Watch Claire Jedrek and other inspiring women in Vaniday's International Women's Day campaign

Girl power

Text: Renée Batchelor

The connection between a beauty app and celebrating the strength and uniqueness of women may not be that immediate. But here's why Vaniday thinks its important to empower women anyway

To celebrate International Women's Day, beauty app and website Vaniday has created a campaign celebrating five different women and their unique paths in life. The Singapore-based women include race car driver Claire Jedrek, actress and entrepreneur Cheryl Wee and tattoo artist Jane Surin. Says Marine Perez de Germay, co-founder and managing director of Vaniday Singapore. “We believe there shouldn’t be any rules for how you want to live your life and how you want to express yourself and your beliefs. As women, ever since we were young, we have heard comments from society about how women should be. People tell us how we should behave, how our hair should look like, how skinny our body should be and the kinds of jobs and dreams we should pursue.
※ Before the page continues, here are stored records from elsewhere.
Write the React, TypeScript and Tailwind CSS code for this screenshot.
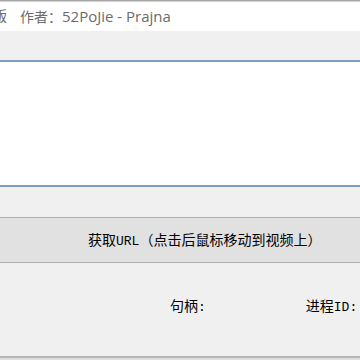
import React from 'react';

const cjk = { fontFamily: '"Noto Sans CJK SC", "Noto Sans", sans-serif' };
const title = { fontFamily: '"Open Sans", "Noto Sans CJK SC", sans-serif' };
const mono = { fontFamily: '"Liberation Mono", monospace' };

const App: React.FC = () => {
    return (
        <div className="w-[360px] h-[360px] overflow-hidden bg-[#f0f0f0] flex flex-col" style={cjk}>
            {/* window top edge */}
            <div className="h-[1px] bg-[#a6a6a6]" />
            <div className="h-[1px] bg-[#d4d4d4]" />

            {/* title */}
            <div className="h-[29px] bg-white flex items-center text-[14px] text-[#6b6b6b] whitespace-nowrap leading-[20px] pb-[1px]" style={title}>
                <span className="ml-[-7px]">版</span>
                <span className="ml-[13px]">作者：<span className="text-[15px]">52PoJie - Prajna</span></span>
            </div>

            <div className="h-[29px]" />

            {/* url box */}
            <div className="h-[127px] bg-white border-t-2 border-b-2 border-t-[#7c9dbf] border-b-[#7c9dbf]" />

            <div className="h-[30px]" />

            {/* button */}
            <button className="h-[46px] w-full bg-[#e1e1e1] border-y border-[#adadad] flex items-center pl-[88px] text-[14px] text-black whitespace-nowrap">
                <span>获取<span className="text-[13px]" style={mono}>URL</span>（点击后鼠标移动到视频上）</span>
            </button>

            {/* info row */}
            <div className="h-[93px] flex items-start pt-[32px] text-[14px] leading-[20px] text-black whitespace-nowrap">
                <span className="ml-[170px]">句柄<span className="text-[13px]" style={mono}>:</span></span>
                <span className="ml-[100px]">进程<span className="text-[13px]" style={mono}>ID:</span></span>
            </div>

            <div className="h-[2px] bg-[#b4b4b4]" />
            <div className="flex-1 bg-[#dedede]" />
        </div>
    );
};

export default App;
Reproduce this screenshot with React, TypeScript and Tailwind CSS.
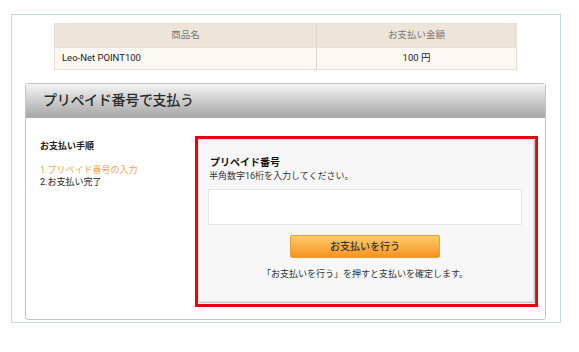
export default function App() {
  return (
    <div className="w-[579px] h-[352px] bg-white font-['Roboto','Noto_Sans_CJK_JP',sans-serif] text-[#333] pt-[14px] pl-[11px]">
      <div className="w-[550px] h-[309px] border border-[#c5d9e3] bg-white flex flex-col">
        {/* table */}
        <div className="ml-[42px] mt-[8px] w-[463px] border border-[#e6dfd3] flex flex-col">
          <div className="flex h-[23px] bg-[#eee5d8] text-[9.5px] text-[#777]">
            <div className="w-[262px] flex items-center justify-center border-r border-[#e0d7c8]">商品名</div>
            <div className="flex-1 flex items-center justify-center">お支払い金額</div>
          </div>
          <div className="flex h-[22px] bg-[#fbf8f3] text-[9.5px] text-[#222] border-t border-[#e6dfd3]">
            <div className="w-[262px] flex items-center pl-[7px] border-r border-[#e0d7c8]">Leo-Net POINT100</div>
            <div className="flex-1 flex items-center justify-center">100 円</div>
          </div>
        </div>
        {/* panel */}
        <div className="ml-[13px] mt-[13px] w-[521px] h-[237px] border border-[#c4c4c4] rounded-[3px] flex flex-col overflow-hidden">
          <div className="h-[34px] bg-gradient-to-b from-[#f5f5f5] to-[#a7a7a7] border-b border-[#b0b0b0] flex items-center pl-[17px]">
            <span className="text-[14px] font-medium text-[#2a2a2a] tracking-[-0.3px]">プリペイド番号で支払う</span>
          </div>
          <div className="flex flex-1 pt-[18px]">
            <div className="w-[169px] pl-[14px] pt-[4px] flex flex-col">
              <div className="text-[9px] font-bold leading-[13px] text-[#222]">お支払い手順</div>
              <div className="mt-[11px] text-[9px] leading-[12px] text-[#f4a356]">1.プリペイド番号の入力</div>
              <div className="text-[9px] leading-[12px] text-[#222]">2.お支払い完了</div>
            </div>
            <div className="w-[343px] h-[171px] border-[3px] border-[#e30613] flex">
              <div className="flex-1 bg-[#f7f7f7] border border-[#e2e2e2] shadow-[1px_1px_1px_#c8c8c8] mr-[1px] mb-[2px] flex flex-col pl-[9px] pr-[11px] pt-[16px]">
                <div className="pl-[2px] text-[10px] font-bold leading-[14px] text-[#111]">プリペイド番号</div>
                <div className="pl-[1px] text-[9px] leading-[13px] text-[#333]">半角数字16桁を入力してください。</div>
                <div className="mt-[6px] h-[36px] bg-white border border-[#e6e6e6]"></div>
                <div className="mt-[10px] flex justify-center">
                  <div className="w-[150px] h-[23px] rounded-[2px] border border-[#e3a13c] bg-gradient-to-b from-[#fdcb66] to-[#f7931c] flex items-center justify-center text-[10px] font-medium text-[#333]">
                    お支払いを行う
                  </div>
                </div>
                <div className="mt-[10px] text-center text-[9px] leading-[13px] text-[#333]">「お支払いを行う」を押すと支払いを確定します。</div>
              </div>
            </div>
          </div>
        </div>
      </div>
    </div>
  );
}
However, we believe every women should be free to hear their inner voice, express themselves and their beauty as their prerogative."

To support the campaign Vaniday will donate $0.50 for every booking made on its app or website from 8 to 14 March which proceeds benefitting the Star Shelter — a refuge for women and children who have escaped domestic violence. We speak to Claire Jedrek, one of the five women featured in the video, and a professional race car driver and emcee to find out her thoughts on beauty and surviving in a male-dominated industry.

How did you get involved in this campaign?
Jane (Surin) is an old friend of mine, and she told me about it. To me the campaign is about showcasing breakthrough careers that can hopefully inspire women to step out of their own little boxes.

For International Women's Day, what message do you want to send out to younger women who might be at the start of their careers?
Don't be so hard on yourself, don't pin yourself against anyone else's happiness, career or life. Everyone's life pans out differently and you don't need to give yourself a timeline. There are no rules.

As a race car driver, is beauty important to you at all?
As a driver I'm actually in the sun training a lot. It can hit 50°c in the car and it can be trying when you're doing endurance races — I recently competed in a race that was six hours long! Keeping hydrated is very important, so I drink a lot of water. So is UV protection. I actually use a lot of whitening protects. Contrary to what most people think, it's not about being fair, but about maintaining my skin and keeping my freckles at bay.

I also use mascara even when I'm racing. In the racing helmet, your eyes are the one thing that people can see. I rely a lot on waterproof mascaras like Maybelline The Falsies and the mascara as well as makeup from Make Up For Ever's Aqua range. After a race, there are a lot of pictures taken, and being in the media, I'm aware of how it's important to always look presentable. I find that guys look great sweaty... but women not so much!

Do you think feminism is still important today? 
I personally don't connect with that word. I believe that you are given what you deserve and if you work hard, put in the time and with the right timing, then equality and feminism means less. Focus on your self and your own abilities and then you will find your true worth. Surprisingly, being a in a male-dominated industry is a lot more welcoming than people think. The other drivers see me as a driver first and woman second.